Related Work & Insights¶
- vs LLM-Sanitize (Ravaut 2025): Also a multi-method toolkit, but LLM-Sanitize is locked to vLLM 0.3.3 and unmaintained since 2024; Fast-MIA uses vLLM 0.15.1 and adds cross-method caching, offering superior maintainability.
- vs MIMIR (Duan 2024) / Privacy Meter (Murakonda 2020): These are batch implementations within research projects but lack vLLM + cache integration; Fast-MIA integrates them as benchmarks.
- vs Chen 2025 Survey Implementation: The survey offers comprehensive method comparisons but no open-source code; Fast-MIA makes that comparison matrix practically executable.
Rating¶
- Novelty: ⭐⭐⭐ Primarily engineering integration, no new attacks or metrics, but cross-method caching is a novel contribution in this context.

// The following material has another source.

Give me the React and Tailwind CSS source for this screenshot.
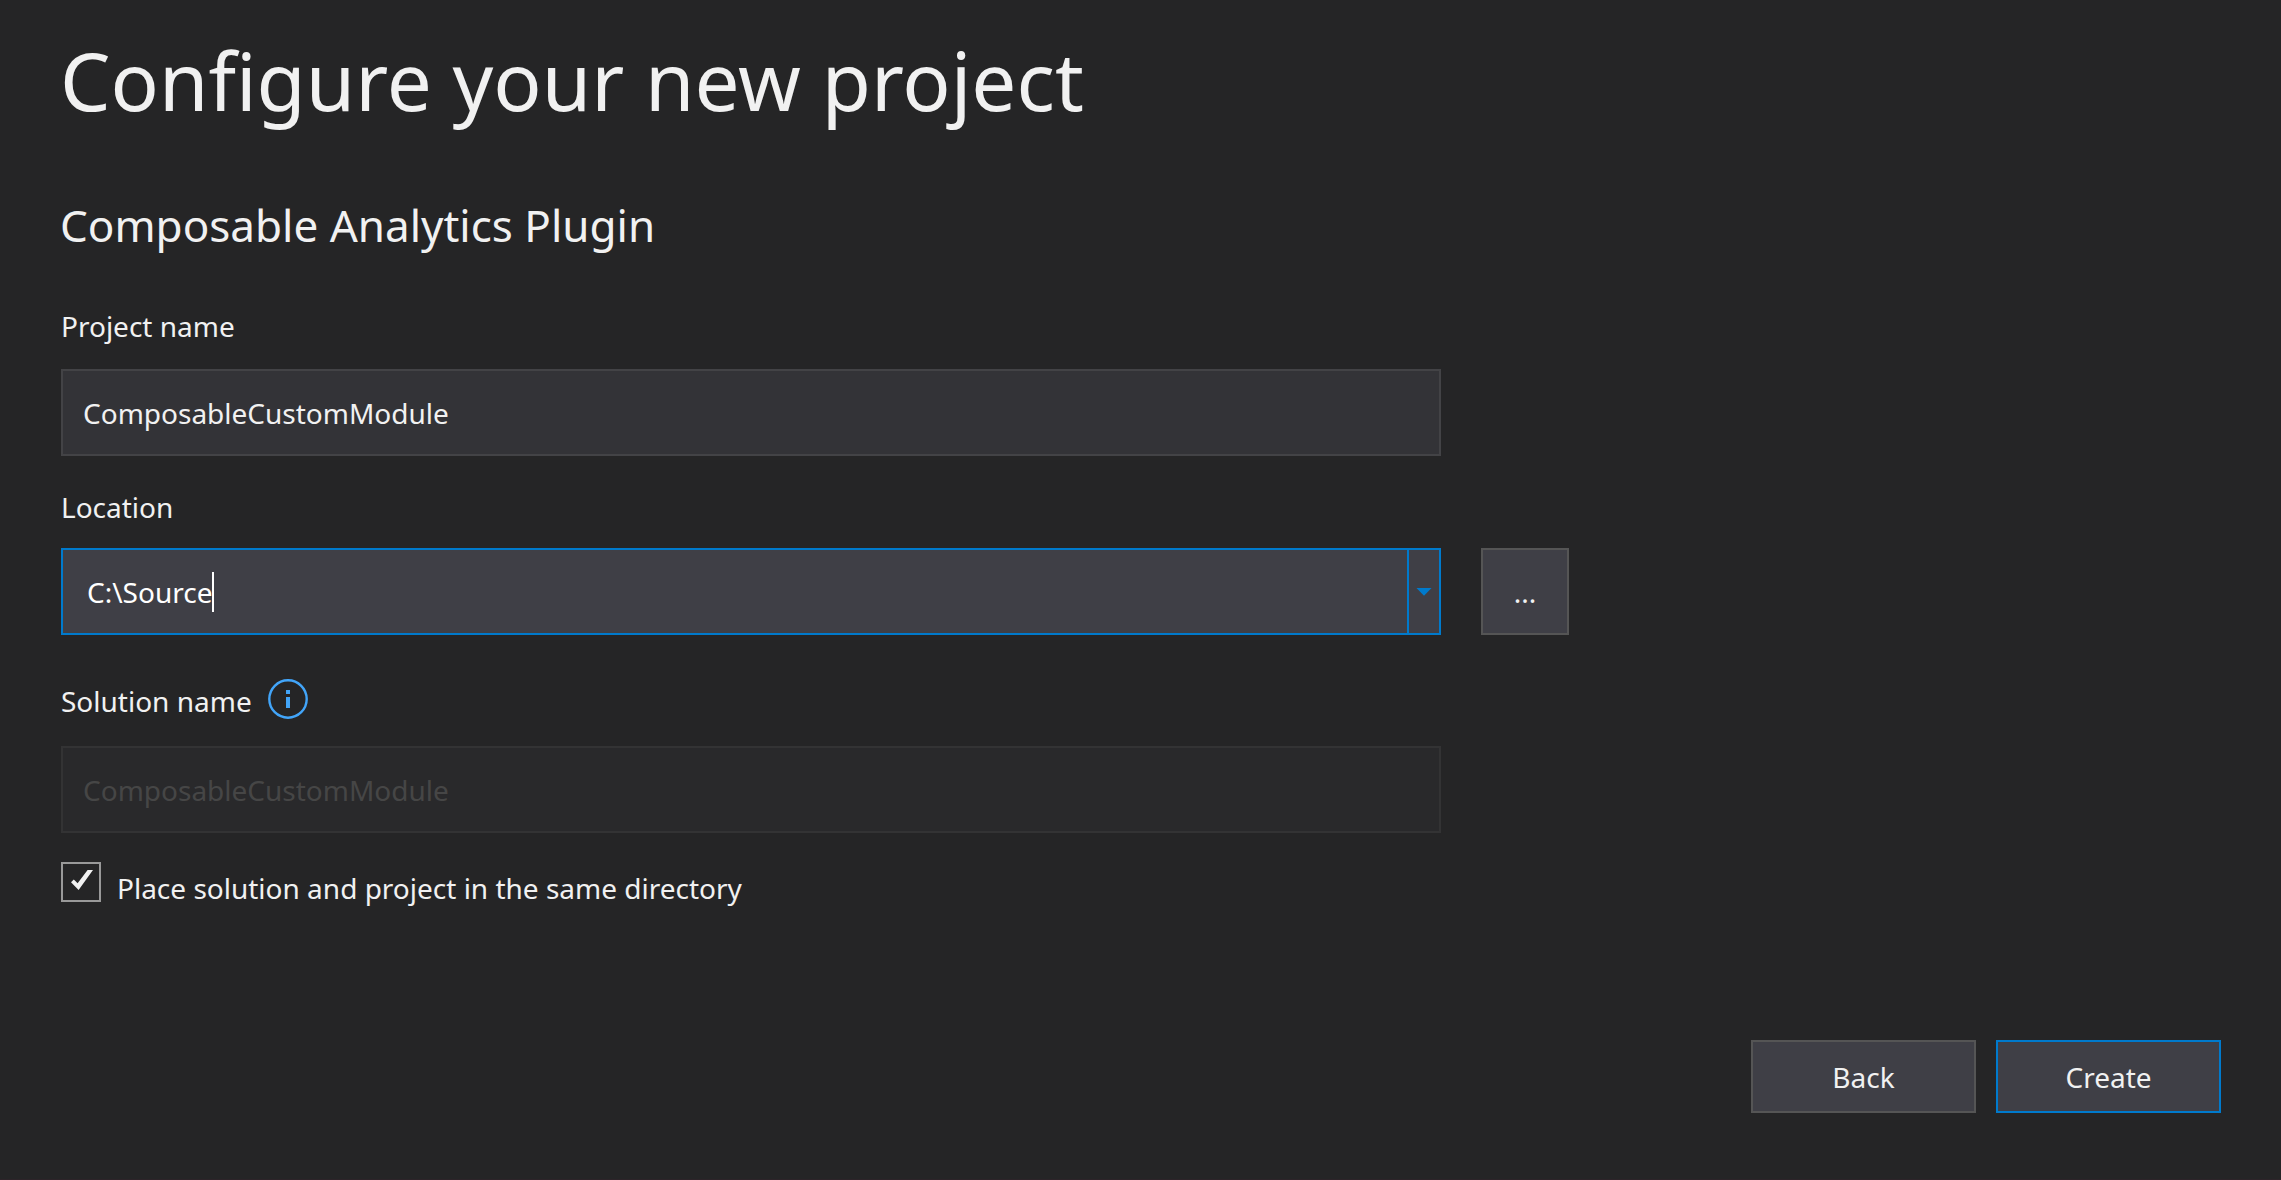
const fieldBase = "h-[87px] w-full border-2 px-5 text-[28px] leading-10 outline-none";
const buttonBase = "border-2 bg-[#3f3f46] text-center text-[28px] leading-10 text-[#f1f1f1]";

function InfoIcon() {
  return (
    <svg viewBox="0 0 40 40" className="size-10 shrink-0" aria-hidden="true">
      <circle cx="20" cy="20" r="18.7" fill="none" stroke="#42a5f9" strokeWidth="2.4" />
      <rect x="18" y="11" width="4" height="4" fill="#42a5f9" />
      <rect x="18" y="18" width="4" height="11" fill="#42a5f9" />
    </svg>
  );
}

export default function App() {
  return (
    <main className="flex min-h-screen flex-col border-b border-[#2d2429] bg-[#252526] px-[60px] pt-8 pb-[66px] font-['Noto_Sans','Open_Sans',sans-serif] text-[28px] leading-10 text-[#f1f1f1]">
      <h1 className="text-[80px] leading-[96px]">Configure your new project</h1>
      <h2 className="mt-[67px] text-[44px] leading-[60px]">Composable Analytics Plugin</h2>

      <form className="mt-[51px] flex grow flex-col pl-px" onSubmit={(e) => e.preventDefault()}>
        <div className="flex max-w-[1380px] flex-col items-start gap-[23px]">
          <label htmlFor="project-name">Project name</label>
          <input
            id="project-name"
            type="text"
            defaultValue="ComposableCustomModule"
            className={`${fieldBase} border-[#434346] bg-[#333337] text-[#f1f1f1]`}
          />
        </div>

        <div className="mt-[31px] flex flex-col items-start gap-[21px]">
          <label htmlFor="location">Location</label>
          <div className="flex w-full gap-10">
            <div className="flex h-[87px] w-full max-w-[1380px] border-2 border-[#007acc] bg-[#3f3f46]">
              <div className="flex grow items-center pl-6">
                <input
                  id="location"
                  type="text"
                  defaultValue="C:\Source"
                  className="[field-sizing:content] bg-transparent text-white outline-none"
                />
                <span className="h-10 w-0.5 bg-white" />
              </div>
              <button
                type="button"
                aria-label="Show recent locations"
                className="flex w-8 shrink-0 items-center justify-center border-l-2 border-[#007acc]"
              >
                <svg viewBox="0 0 16 8" className="h-2 w-4" aria-hidden="true">
                  <path d="M0.5 0H15.5L8 7.7Z" fill="#007acc" />
                </svg>
              </button>
            </div>
            <button type="button" aria-label="Browse" className={`${buttonBase} w-[88px] shrink-0 border-[#555555]`}>
              ...
            </button>
          </div>
        </div>

        <div className="mt-11 flex max-w-[1380px] flex-col gap-[25px]">
          <div className="flex h-[42px] gap-4">
            <label htmlFor="solution-name" className="self-end">
              Solution name
            </label>
            <InfoIcon />
          </div>
          <input
            id="solution-name"
            type="text"
            disabled
            defaultValue="ComposableCustomModule"
            className={`${fieldBase} border-[#333334] bg-[#29292b] text-[#464646]`}
          />
        </div>

        <div className="mt-[29px] flex items-start gap-4">
          <div className="grid size-10 shrink-0">
            <input
              id="same-directory"
              type="checkbox"
              defaultChecked
              className="peer col-start-1 row-start-1 size-10 appearance-none border-2 border-[#999999]"
            />
            <svg
              viewBox="0 0 40 40"
              className="pointer-events-none invisible col-start-1 row-start-1 size-10 peer-checked:visible"
              aria-hidden="true"
            >
              <path d="M10 20.2L12.8 17.4L16.6 21.2L26.6 8H32L17.6 28Z" fill="#f1f1f1" />
            </svg>
          </div>
          <label htmlFor="same-directory" className="mt-1.5">
            Place solution and project in the same directory
          </label>
        </div>

        <div className="mt-auto flex justify-end gap-5">
          <button type="button" className={`${buttonBase} h-[73px] w-[225px] border-[#555555]`}>
            Back
          </button>
          <button type="submit" className={`${buttonBase} h-[73px] w-[225px] border-[#007acc]`}>
            Create
          </button>
        </div>
      </form>
    </main>
  );
}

- Experimental Thoroughness: ⭐⭐⭐ Single model/dataset suffices for speedup claims but lacks scaling curves across backbones.
- Writing Quality: ⭐⭐⭐⭐ Table 1 clearly compares capabilities across toolkits; YAML examples are directly reproducible.
- Value: ⭐⭐⭐⭐⭐ A rare "install and get 5x faster" utility for the MIA / data contamination auditing research community.